My question to the Democrats is--why did there have to be a difference at all? Villaraigosa's Spanish text is a suitable statement of the Democratic party platform, and should have stood on its own merits, without significant spin-doctoring through "translation." The additions and stylistic changes are mostly harmless, but I find them irritating, and an insult to the intelligence of anyone who is able to read both the Spanish and the officially-translated English versions.

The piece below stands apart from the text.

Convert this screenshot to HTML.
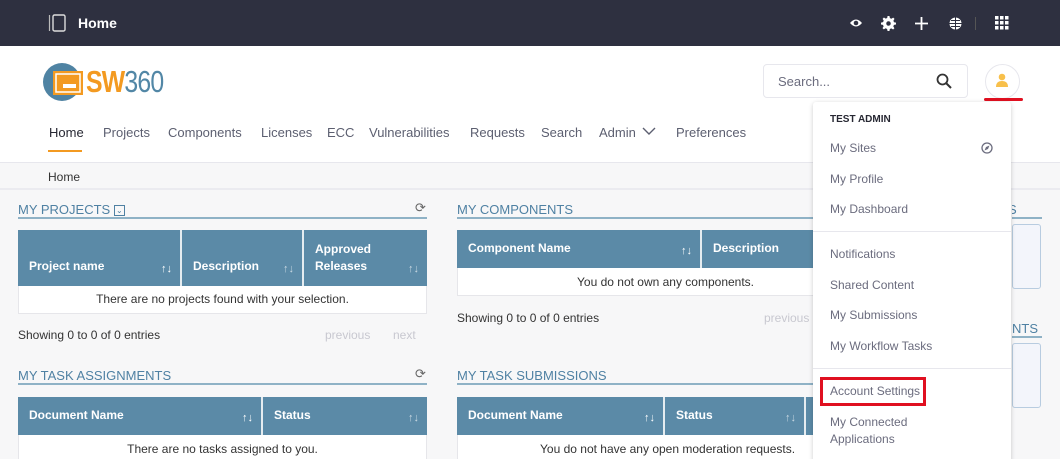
<!DOCTYPE html>
<html><head><style>
*{box-sizing:border-box;margin:0;padding:0}
html,body{width:1060px;height:459px;overflow:hidden}
body{font-family:"Liberation Sans",sans-serif;background:#f7f7f8;position:relative;color:#333;font-size:12px}
.abs{position:absolute}
.top{left:0;top:0;width:1060px;height:46px;background:#2e3040}
.hdr{left:0;top:46px;width:1060px;height:116px;background:#fff}
.bc{left:0;top:162px;width:1060px;height:28px;background:#f7f7f8;border-top:1px solid #e7e7ed;border-bottom:2px solid #ebebf0}
.nav{top:125px;font-size:13px;color:#5c5f70}
.h{font-size:13px;color:#4f81a3;border-bottom:2px solid #8fb2c6;height:17px}
.th{background:#5b8aa7;color:#fff;font-weight:bold;font-size:12px}
.tc{position:absolute;top:0;height:40px;border-right:2px solid #e5ecf0}
.tc span{position:absolute;left:11px;bottom:11px;line-height:17px}
.arr{position:absolute;right:8px;bottom:11px;color:#c9d8e2;font-size:11px;font-style:normal}
.row{background:#fff;border:1px solid #e6e6ea;border-top:none;text-align:center;font-size:12px;color:#333}
.dd{left:813px;top:102px;width:198px;height:370px;background:#fff;box-shadow:0 1px 5px rgba(0,0,0,.2);border-radius:3px}
.dd div{position:absolute;left:17px;font-size:12px;color:#6b6c7e}
</style></head><body>
<div class="abs top">
 <svg class="abs" style="left:48px;top:14px" width="20" height="18"><path d="M1.5 1v16" stroke="#bbb" stroke-width="1.2"/><rect x="5" y="1" width="12" height="16" rx="1.5" fill="none" stroke="#ddd" stroke-width="1.4"/></svg>
 <div class="abs" style="left:78px;top:15px;color:#fff;font-weight:bold;font-size:14px">Home</div>
 <svg class="abs" style="left:849px;top:17px" width="14" height="12"><path d="M1 6Q7-1 13 6Q7 13 1 6Z" fill="#fff"/><circle cx="7" cy="6" r="2.3" fill="#2e3040"/></svg>
 <svg class="abs" style="left:881px;top:16px" width="15" height="15" viewBox="0 0 16 16"><path fill="#fff" d="M7 0h2l.5 2.2 1.6.7 1.9-1.2 1.4 1.4-1.2 1.9.7 1.6L16 7v2l-2.2.5-.7 1.6 1.2 1.9-1.4 1.4-1.9-1.2-1.6.7L9 16H7l-.5-2.2-1.6-.7-1.9 1.2-1.4-1.4 1.2-1.9-.7-1.6L0 9V7l2.2-.5.7-1.6-1.2-1.9L3.1 1.6l1.9 1.2 1.6-.7z"/><circle cx="8" cy="8" r="2.4" fill="#2e3040"/></svg>
 <svg class="abs" style="left:914px;top:16px" width="15" height="15"><path d="M7.5 1v13M1 7.5h13" stroke="#fff" stroke-width="1.8"/></svg>
 <svg class="abs" style="left:948px;top:16px" width="15" height="15"><circle cx="7.5" cy="7.5" r="6" fill="#fff"/><path d="M7.5 0v15M0 7.5h15M3 4.5h9M3 10.5h9" stroke="#2e3040" stroke-width="1"/></svg>
 <div class="abs" style="left:975px;top:17px;width:1px;height:13px;background:#555"></div>
 <svg class="abs" style="left:995px;top:16px" width="14" height="14"><g fill="#fff"><rect x="0" y="0" width="3.5" height="3.5"/><rect x="5" y="0" width="3.5" height="3.5"/><rect x="10" y="0" width="3.5" height="3.5"/><rect x="0" y="5" width="3.5" height="3.5"/><rect x="5" y="5" width="3.5" height="3.5"/><rect x="10" y="5" width="3.5" height="3.5"/><rect x="0" y="10" width="3.5" height="3.5"/><rect x="5" y="10" width="3.5" height="3.5"/><rect x="10" y="10" width="3.5" height="3.5"/></g></svg>
</div>
<div class="abs hdr"></div>
<svg class="abs" style="left:42px;top:62px" width="45" height="42"><circle cx="20" cy="20" r="19" fill="#4f83a3"/><rect x="11" y="9" width="30" height="24" fill="#f39a21"/><rect x="14" y="12" width="24" height="18" fill="none" stroke="#fff" stroke-width="1.5"/><rect x="21" y="22" width="13" height="4" fill="#fff"/></svg>
<div class="abs" style="left:86px;top:64px;font-size:31px;font-weight:bold;letter-spacing:-1px;transform:scaleX(.8);transform-origin:left"><span style="color:#f39a21">SW</span><span style="color:#5287a6;font-weight:normal">360</span></div>
<div class="abs nav" style="left:49px;color:#272833">Home</div>
<div class="abs" style="left:48px;top:150px;width:34px;height:2px;background:#f39a21"></div>
<div class="abs nav" style="left:103px">Projects</div>
<div class="abs nav" style="left:168px">Components</div>
<div class="abs nav" style="left:261px">Licenses</div>
<div class="abs nav" style="left:327px">ECC</div>
<div class="abs nav" style="left:369px">Vulnerabilities</div>
<div class="abs nav" style="left:470px">Requests</div>
<div class="abs nav" style="left:541px">Search</div>
<div class="abs nav" style="left:599px">Admin</div>
<svg class="abs" style="left:642px;top:127px" width="14" height="9"><path d="M1 1l6 6 6-6" fill="none" stroke="#5c5f70" stroke-width="1.4"/></svg>
<div class="abs nav" style="left:676px">Preferences</div>
<div class="abs" style="left:763px;top:64px;width:205px;height:34px;border:1px solid #e7e7ed;border-radius:4px;background:#fff"></div>
<div class="abs" style="left:778px;top:74px;font-size:13px;color:#6b6c7e">Search...</div>
<svg class="abs" style="left:936px;top:73px" width="16" height="16"><circle cx="6.5" cy="6.5" r="5" fill="none" stroke="#333" stroke-width="1.8"/><path d="M10 10l5 5" stroke="#333" stroke-width="2"/></svg>
<div class="abs" style="left:985px;top:64px;width:35px;height:35px;border-radius:50%;border:1px solid #e7e7ed;background:#fff"></div>
<svg class="abs" style="left:994px;top:72px" width="16" height="17"><circle cx="8" cy="5" r="3.3" fill="#f8c04b"/><path d="M2 15Q2 9 8 9Q14 9 14 15Z" fill="#f8c04b"/></svg>
<div class="abs" style="left:984px;top:98px;width:39px;height:3px;background:#e01020;border-radius:2px"></div>
<div class="abs bc"></div>
<div class="abs" style="left:48px;top:170px;font-size:12px;color:#333">Home</div>

<div class="abs h" style="left:18px;top:202px;width:409px">MY PROJECTS <span style="display:inline-block;width:11px;height:11px;border:1px solid #4f81a3;font-size:8px;line-height:9px;text-align:center;vertical-align:1px">⌄</span></div>
<div class="abs" style="left:415px;top:200px;color:#666;font-size:13px">⟳</div>
<div class="abs th" style="left:18px;top:230px;width:409px;height:56px">
 <div class="tc" style="left:0;width:164px;height:56px"><span>Project name</span><i class="arr" style="color:#fff">↑↓</i></div>
 <div class="tc" style="left:164px;width:122px;height:56px"><span>Description</span><i class="arr">↑↓</i></div>
 <div class="tc" style="left:286px;width:123px;height:56px;border:none"><span>Approved<br>Releases</span><i class="arr">↑↓</i></div>
</div>
<div class="abs row" style="left:18px;top:286px;width:409px;height:28px;line-height:27px">There are no projects found with your selection.</div>
<div class="abs" style="left:18px;top:328px">Showing 0 to 0 of 0 entries</div>
<div class="abs" style="left:325px;top:328px;color:#c8c8d0">previous</div>
<div class="abs" style="left:393px;top:328px;color:#c8c8d0">next</div>

<div class="abs h" style="left:18px;top:368px;width:409px">MY TASK ASSIGNMENTS</div>
<div class="abs" style="left:415px;top:366px;color:#666;font-size:13px">⟳</div>
<div class="abs th" style="left:18px;top:397px;width:409px;height:38px">
 <div class="tc" style="left:0;width:245px;height:38px"><span>Document Name</span><i class="arr" style="color:#fff">↑↓</i></div>
 <div class="tc" style="left:245px;width:164px;height:38px;border:none"><span>Status</span><i class="arr">↑↓</i></div>
</div>
<div class="abs row" style="left:18px;top:435px;width:409px;height:28px;line-height:28px">There are no tasks assigned to you.</div>

<div class="abs h" style="left:457px;top:202px;width:553px">MY COMPONENTS</div>
<div class="abs th" style="left:457px;top:230px;width:553px;height:38px">
 <div class="tc" style="left:0;width:245px;height:38px"><span>Component Name</span><i class="arr" style="color:#fff">↑↓</i></div>
 <div class="tc" style="left:245px;width:200px;height:38px"><span>Description</span></div>
</div>
<div class="abs row" style="left:457px;top:268px;width:553px;height:28px;line-height:28px;text-align:left;padding-left:119px">You do not own any components.</div>
<div class="abs" style="left:457px;top:311px">Showing 0 to 0 of 0 entries</div>
<div class="abs" style="left:764px;top:311px;color:#c8c8d0">previous</div>

<div class="abs h" style="left:457px;top:368px;width:553px">MY TASK SUBMISSIONS</div>
<div class="abs th" style="left:457px;top:397px;width:553px;height:38px">
 <div class="tc" style="left:0;width:208px;height:38px"><span>Document Name</span><i class="arr" style="color:#fff">↑↓</i></div>
 <div class="tc" style="left:208px;width:141px;height:38px"><span>Status</span><i class="arr">↑↓</i></div>
</div>
<div class="abs row" style="left:457px;top:435px;width:553px;height:28px;line-height:28px;text-align:left;padding-left:82px">You do not have any open moderation requests.</div>

<div class="abs h" style="left:1012px;top:202px;width:30px;overflow:hidden;text-indent:-4px">S</div>
<div class="abs" style="left:1012px;top:224px;width:29px;height:65px;border:1px solid #b8cce0;border-radius:3px;background:#f3f5fb"></div>
<div class="abs h" style="left:1012px;top:321px;width:30px;overflow:hidden">NTS</div>
<div class="abs" style="left:1012px;top:343px;width:29px;height:65px;border:1px solid #b8cce0;border-radius:3px;background:#f3f5fb"></div>

<div class="abs dd">
 <div style="top:12px;font-size:10px;font-weight:bold;color:#272833">TEST ADMIN</div>
 <div style="top:39px">My Sites</div>
 <svg style="position:absolute;left:168px;top:40px" width="12" height="12"><circle cx="6" cy="6" r="5" fill="none" stroke="#6b6c7e" stroke-width="1.3"/><path d="M8.5 3.5L5 5 3.5 8.5 7 7z" fill="#6b6c7e"/></svg>
 <div style="top:70px">My Profile</div>
 <div style="top:100px">My Dashboard</div>
 <span style="position:absolute;left:0;top:129px;width:198px;height:1px;background:#e7e7ed"></span>
 <div style="top:145px">Notifications</div>
 <div style="top:176px">Shared Content</div>
 <div style="top:206px">My Submissions</div>
 <div style="top:237px">My Workflow Tasks</div>
 <span style="position:absolute;left:0;top:266px;width:198px;height:1px;background:#e7e7ed"></span>
 <span style="position:absolute;left:7px;top:275px;width:106px;height:29px;border:3px solid #e01020"></span>
 <div style="top:282px">Account Settings</div>
 <div style="top:312px;line-height:17px">My Connected<br>Applications</div>
</div>
</body></html>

Moreover, this kind of "translation" speaks ill of a party seeking to bring integrity back into government--why should I trust a party that reports, to Latinos, a dramatic collapse from the middle class into poverty, but climbs back down when addressing its Anglo base, saying the slide is from the working class into poverty?
I guess the most troubling thing is that, while I'm pleased to see the Democrats embracing and not stigmatizing the Latino immigrant electorate, this incident has left me with the sneaking suspicion that the Democrats see the Latinos as just another ethnic group to be mobilized for votes. By allowing such a free "translation" to circulate for the benefit of their Anglo cadres, the Democratic leadership has shown that the mobilization of the Latino vote is really not something they are undertaking for the benefit of their Latino voters, but rather an achievement that they can trumpet to their Anglo base.